What did I learn? That my life story is just that, a story. Every single rendition was true. I didn't change any of the facts but what I did change was the spin on those facts. I changed my interpretation of my life events, which is what we do each and every day. We decide each moment how we are going to perceive every event in our life and it is just that, a perception, a judgment, a spin that we put on the facts or reality of our life.

I was so sick of "my story" at the end of 22 days, 22 tellings, 22 renditions that I didn't care if I ever heard or told that story again. That was all it was, a story. Something I made up about the events that happened around me in my life. None of it was true and none of it was false, the facts just were and my story was something in my mind that reflected those facts but did not take their place or become real just because they lived in my mind.
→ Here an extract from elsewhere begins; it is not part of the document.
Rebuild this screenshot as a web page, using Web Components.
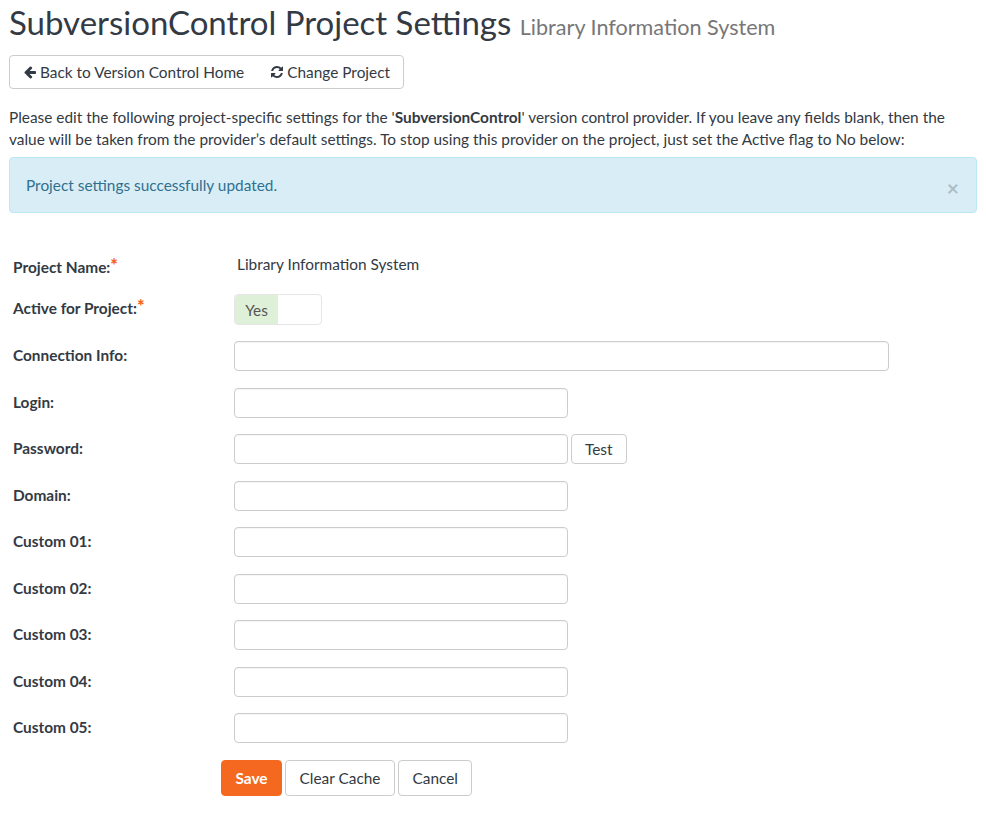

Oh but how real that story had become to me and my emotional body, how much I had invested in it, how much unhappiness it caused me, and for what purpose?

It was about as real as the fairy tales I read when I was a child. A fantasy born out of some experience or idea that has little to do with reality. So my lesson was a reinforcement of one of my favorite historical figures most famous quotes, "Most folks are as happy as they make up their minds to be" by Abraham Lincoln.

So what about your story, is it a drama, comedy, tragedy or a romantic novel? Remember, you are the one that gets to write it and tell it any way you want it to be.